January 19,2018

Everyone know that small cap stocks. micro cap stocks and penny stocks come with great risk

Everyone know that small cap stocks. micro cap stocks and penny stocks come with great risk. Over the years, I have developed the system to navigate and avoid certain investing pitfalls.

The two main things I look to avoid is Corporations that are Incorporated in the State of Wyoming. Why? It is really quite simple. The State of Wyoming doesn’t have a par value tax on the number of shares issued. This means a company can set up corporations that are authorized to issue billions of shares with no financial (corporate tax) consequence. Our research shows that a number of Wyoming Corporations have two classes of stock, preferred and common. The preferred often control the company and are usually owned by insiders, officers, and founders. Then they authorize billions of shares of common stock. Even though they don’t all get issued the Company can issue up to the authorized number of shares. Example Company ABCD issues 7000 preferred shares that can convert into 70% of the Company. At the same time the Company issues 100,000,000 shares of common stock of their 1 billion authorized. The company can issue up to another 900,000,000 shares. That’s crazy!! What’s even crazier only the Common stock shareholders realize the dilution. The preferred still convert into 70% of the Company.

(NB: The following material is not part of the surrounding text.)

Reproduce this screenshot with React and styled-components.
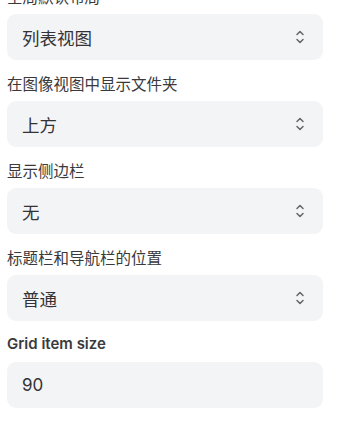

Take a look at Strike Force symbol SFOR. In its 8K filed on August 4, 2015. The Company increased its authorized from 3 billion to 5 billion. Which, by the way, coincided with yet another reverse the company’s third since 2014. Strikeforce has completed three reverse stock split 1 for 1500, 1 for 650 and 1 for 1000. And with all of these reverses only the common shares get reversed. The reverse has no effect on the preferred shareholders. So the company can issue billions of shares reverse them, issue billions more, reverse it and guess what? The common shareholders that invest in the common stock get screwed and the preferred shareholders never get diluted.

The second item to watch out for is convertible debentures that often turn into death spirals for a large number of Companies. A number of convertible debentures often convert into equity at a fraction of the average closing price. Example the company can convert into shares at a 50% discount to the market. Doesn’t seem unreasonable on the surface except if the note is aged (6 months or 1 year depending on stocks status) the shares become free trading. That means they can be sold in the marketplace immediately. So the debenture holder converts, sells, converts, sells etc and the common shareholder gets diluted with each conversion. But it also adds selling pressure into an often illiquid security and the price drops and with each conversion the conversion price drops and drops and more and more shares are issued. This why a number of companies including Strikeforce are incorporated in Wyoming and why the need to have 5 billion shares authorized.

So it’s simple Wyoming and Convertible Debentures are often a deadly combination.